##### Supplied material

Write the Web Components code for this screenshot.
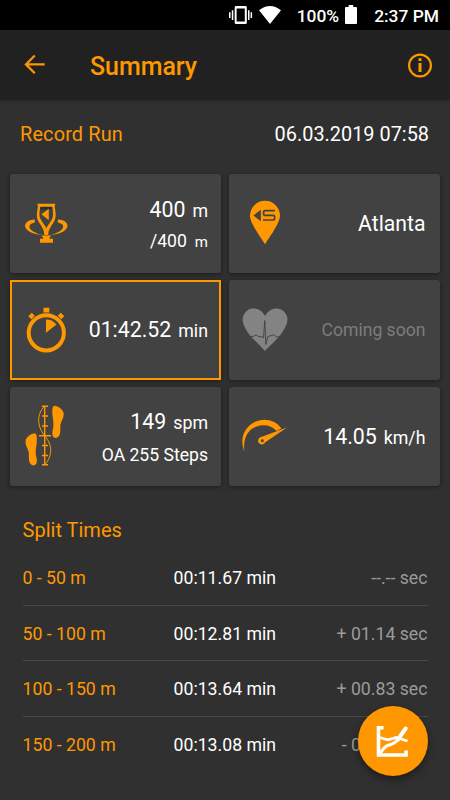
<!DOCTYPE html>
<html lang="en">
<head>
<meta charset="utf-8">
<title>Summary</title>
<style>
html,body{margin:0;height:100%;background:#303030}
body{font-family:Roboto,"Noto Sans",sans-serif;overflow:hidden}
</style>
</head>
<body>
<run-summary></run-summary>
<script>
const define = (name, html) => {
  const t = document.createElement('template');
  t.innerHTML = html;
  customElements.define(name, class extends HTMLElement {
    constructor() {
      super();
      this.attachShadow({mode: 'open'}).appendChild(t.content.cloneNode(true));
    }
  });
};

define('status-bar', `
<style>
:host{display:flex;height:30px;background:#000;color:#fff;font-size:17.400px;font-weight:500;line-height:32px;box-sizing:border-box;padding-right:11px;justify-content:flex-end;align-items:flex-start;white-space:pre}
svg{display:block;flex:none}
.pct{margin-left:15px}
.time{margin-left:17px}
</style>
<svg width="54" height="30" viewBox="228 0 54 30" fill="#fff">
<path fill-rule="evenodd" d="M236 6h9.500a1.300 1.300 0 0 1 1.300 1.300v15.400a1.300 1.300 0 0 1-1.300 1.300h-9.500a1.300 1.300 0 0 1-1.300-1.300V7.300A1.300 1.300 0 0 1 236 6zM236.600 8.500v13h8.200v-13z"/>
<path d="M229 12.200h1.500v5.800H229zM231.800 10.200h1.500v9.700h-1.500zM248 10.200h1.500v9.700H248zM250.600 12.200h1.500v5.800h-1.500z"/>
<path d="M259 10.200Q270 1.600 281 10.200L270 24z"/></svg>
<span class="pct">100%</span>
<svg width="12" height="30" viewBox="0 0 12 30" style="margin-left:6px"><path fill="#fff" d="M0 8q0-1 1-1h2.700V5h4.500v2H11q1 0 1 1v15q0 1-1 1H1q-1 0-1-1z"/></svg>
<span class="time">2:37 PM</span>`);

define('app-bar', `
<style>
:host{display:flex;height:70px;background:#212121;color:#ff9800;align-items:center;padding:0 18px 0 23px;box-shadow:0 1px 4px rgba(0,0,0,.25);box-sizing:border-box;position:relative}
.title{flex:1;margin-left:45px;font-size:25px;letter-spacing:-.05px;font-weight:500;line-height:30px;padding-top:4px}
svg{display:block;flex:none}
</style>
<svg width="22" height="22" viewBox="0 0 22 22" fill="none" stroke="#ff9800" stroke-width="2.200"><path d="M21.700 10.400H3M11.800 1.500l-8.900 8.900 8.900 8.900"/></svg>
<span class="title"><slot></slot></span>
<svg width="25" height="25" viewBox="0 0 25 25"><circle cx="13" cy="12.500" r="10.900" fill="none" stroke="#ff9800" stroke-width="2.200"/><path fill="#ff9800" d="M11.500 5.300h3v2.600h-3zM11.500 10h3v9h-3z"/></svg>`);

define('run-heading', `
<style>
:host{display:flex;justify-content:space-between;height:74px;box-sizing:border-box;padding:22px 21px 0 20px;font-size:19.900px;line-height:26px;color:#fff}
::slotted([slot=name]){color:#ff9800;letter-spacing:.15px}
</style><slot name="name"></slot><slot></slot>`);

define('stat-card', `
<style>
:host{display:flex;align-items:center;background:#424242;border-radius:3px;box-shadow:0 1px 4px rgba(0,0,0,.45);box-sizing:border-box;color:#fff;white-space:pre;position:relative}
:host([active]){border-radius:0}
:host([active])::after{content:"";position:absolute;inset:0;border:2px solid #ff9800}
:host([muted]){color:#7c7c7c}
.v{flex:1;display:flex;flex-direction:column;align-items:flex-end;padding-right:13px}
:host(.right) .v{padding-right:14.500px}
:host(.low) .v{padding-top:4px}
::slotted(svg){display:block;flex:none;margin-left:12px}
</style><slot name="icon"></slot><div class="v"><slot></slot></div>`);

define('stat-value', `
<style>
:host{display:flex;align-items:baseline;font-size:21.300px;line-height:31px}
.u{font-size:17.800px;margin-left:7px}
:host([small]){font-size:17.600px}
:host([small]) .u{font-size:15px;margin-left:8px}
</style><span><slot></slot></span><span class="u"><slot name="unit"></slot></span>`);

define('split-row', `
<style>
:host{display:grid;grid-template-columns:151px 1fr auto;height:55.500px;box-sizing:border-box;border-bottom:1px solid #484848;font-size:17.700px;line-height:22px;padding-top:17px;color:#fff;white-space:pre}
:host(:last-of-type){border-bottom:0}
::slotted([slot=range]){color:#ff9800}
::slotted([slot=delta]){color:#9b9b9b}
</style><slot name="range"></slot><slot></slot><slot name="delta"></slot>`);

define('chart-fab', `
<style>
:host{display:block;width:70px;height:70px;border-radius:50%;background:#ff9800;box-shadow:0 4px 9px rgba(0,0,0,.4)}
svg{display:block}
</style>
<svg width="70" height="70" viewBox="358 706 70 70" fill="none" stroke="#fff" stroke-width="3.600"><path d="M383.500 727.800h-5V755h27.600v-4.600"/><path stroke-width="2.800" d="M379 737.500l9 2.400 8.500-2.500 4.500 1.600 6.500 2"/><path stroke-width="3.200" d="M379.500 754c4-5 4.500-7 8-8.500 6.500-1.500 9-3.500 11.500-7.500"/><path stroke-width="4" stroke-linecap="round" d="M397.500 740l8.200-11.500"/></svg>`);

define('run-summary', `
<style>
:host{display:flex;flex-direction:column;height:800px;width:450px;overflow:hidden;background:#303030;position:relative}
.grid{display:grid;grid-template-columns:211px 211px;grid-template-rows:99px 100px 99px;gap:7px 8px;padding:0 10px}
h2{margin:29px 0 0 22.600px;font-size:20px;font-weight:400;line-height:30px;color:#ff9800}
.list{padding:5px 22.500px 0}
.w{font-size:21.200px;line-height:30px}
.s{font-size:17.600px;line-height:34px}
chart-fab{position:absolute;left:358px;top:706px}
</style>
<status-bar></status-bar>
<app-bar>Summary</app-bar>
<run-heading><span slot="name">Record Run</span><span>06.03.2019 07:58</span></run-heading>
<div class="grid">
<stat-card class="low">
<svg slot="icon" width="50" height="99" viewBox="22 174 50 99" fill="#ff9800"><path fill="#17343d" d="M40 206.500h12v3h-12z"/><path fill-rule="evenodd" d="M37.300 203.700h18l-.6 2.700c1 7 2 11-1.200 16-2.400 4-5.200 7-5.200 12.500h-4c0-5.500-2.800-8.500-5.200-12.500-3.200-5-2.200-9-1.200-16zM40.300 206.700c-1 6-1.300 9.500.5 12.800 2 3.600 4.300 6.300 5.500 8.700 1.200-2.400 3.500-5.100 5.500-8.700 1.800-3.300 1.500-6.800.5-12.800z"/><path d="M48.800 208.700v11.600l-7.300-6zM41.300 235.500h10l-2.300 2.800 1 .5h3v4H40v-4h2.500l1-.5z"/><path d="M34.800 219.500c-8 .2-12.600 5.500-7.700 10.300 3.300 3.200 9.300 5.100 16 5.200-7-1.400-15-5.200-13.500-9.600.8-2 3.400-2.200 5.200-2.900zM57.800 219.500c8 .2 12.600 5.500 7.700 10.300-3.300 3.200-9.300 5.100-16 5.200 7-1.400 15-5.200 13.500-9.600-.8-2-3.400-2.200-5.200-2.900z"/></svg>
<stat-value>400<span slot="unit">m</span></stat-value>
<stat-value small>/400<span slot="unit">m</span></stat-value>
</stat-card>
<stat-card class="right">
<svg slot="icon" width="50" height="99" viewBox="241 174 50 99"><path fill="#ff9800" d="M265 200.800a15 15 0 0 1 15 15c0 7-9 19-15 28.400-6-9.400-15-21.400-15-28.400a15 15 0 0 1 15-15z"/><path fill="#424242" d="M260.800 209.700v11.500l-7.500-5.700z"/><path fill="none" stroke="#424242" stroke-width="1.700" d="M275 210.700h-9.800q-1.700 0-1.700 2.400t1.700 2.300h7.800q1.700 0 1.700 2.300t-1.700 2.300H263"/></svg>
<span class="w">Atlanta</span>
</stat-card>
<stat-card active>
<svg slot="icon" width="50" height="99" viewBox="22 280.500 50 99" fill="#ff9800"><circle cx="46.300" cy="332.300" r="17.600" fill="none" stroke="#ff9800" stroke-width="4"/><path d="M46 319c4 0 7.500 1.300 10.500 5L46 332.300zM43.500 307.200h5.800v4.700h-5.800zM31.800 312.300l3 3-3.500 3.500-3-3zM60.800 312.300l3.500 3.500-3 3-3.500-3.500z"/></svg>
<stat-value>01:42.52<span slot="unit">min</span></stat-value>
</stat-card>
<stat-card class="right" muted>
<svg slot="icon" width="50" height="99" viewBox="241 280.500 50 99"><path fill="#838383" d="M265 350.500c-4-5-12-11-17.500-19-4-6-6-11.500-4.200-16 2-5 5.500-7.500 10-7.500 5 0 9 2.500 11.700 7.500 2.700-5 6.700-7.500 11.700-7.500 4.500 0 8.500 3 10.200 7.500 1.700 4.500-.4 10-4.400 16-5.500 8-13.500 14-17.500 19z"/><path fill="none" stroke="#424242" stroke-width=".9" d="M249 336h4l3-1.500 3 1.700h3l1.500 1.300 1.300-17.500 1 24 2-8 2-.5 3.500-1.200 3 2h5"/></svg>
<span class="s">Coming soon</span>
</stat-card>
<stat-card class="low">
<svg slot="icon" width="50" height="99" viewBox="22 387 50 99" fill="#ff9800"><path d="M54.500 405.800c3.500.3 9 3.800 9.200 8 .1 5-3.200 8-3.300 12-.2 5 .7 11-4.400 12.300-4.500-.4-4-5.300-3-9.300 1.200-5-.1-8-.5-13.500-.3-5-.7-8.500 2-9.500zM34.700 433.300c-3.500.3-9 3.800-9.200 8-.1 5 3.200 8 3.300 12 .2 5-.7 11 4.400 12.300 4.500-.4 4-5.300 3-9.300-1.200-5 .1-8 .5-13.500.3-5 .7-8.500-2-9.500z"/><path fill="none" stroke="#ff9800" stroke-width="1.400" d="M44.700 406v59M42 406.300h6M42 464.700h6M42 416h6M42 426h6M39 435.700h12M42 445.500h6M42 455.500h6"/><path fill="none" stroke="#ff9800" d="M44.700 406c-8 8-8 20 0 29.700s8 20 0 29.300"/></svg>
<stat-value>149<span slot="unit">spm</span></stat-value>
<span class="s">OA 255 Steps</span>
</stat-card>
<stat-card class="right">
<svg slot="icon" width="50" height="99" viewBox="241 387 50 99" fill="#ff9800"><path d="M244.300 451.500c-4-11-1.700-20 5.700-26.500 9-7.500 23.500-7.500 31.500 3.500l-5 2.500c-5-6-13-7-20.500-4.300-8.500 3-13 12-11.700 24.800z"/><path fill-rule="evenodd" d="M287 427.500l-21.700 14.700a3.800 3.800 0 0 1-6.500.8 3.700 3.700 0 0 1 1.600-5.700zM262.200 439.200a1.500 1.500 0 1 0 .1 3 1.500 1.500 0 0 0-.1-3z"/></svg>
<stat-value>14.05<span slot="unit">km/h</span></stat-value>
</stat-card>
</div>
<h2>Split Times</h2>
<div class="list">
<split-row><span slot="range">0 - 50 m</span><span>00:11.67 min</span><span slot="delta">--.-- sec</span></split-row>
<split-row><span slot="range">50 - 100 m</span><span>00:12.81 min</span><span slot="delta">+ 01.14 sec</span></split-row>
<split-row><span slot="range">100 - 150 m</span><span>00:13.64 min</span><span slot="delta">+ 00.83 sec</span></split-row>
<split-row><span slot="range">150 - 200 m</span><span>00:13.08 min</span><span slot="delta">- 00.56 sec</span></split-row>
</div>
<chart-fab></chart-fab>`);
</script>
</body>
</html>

##########

Using the listing above, pull out all lines that hold the word "this".

Write the Web Components code for this screenshot.
      this.attachShadow({mode: 'open'}).appendChild(t.content.cloneNode(true));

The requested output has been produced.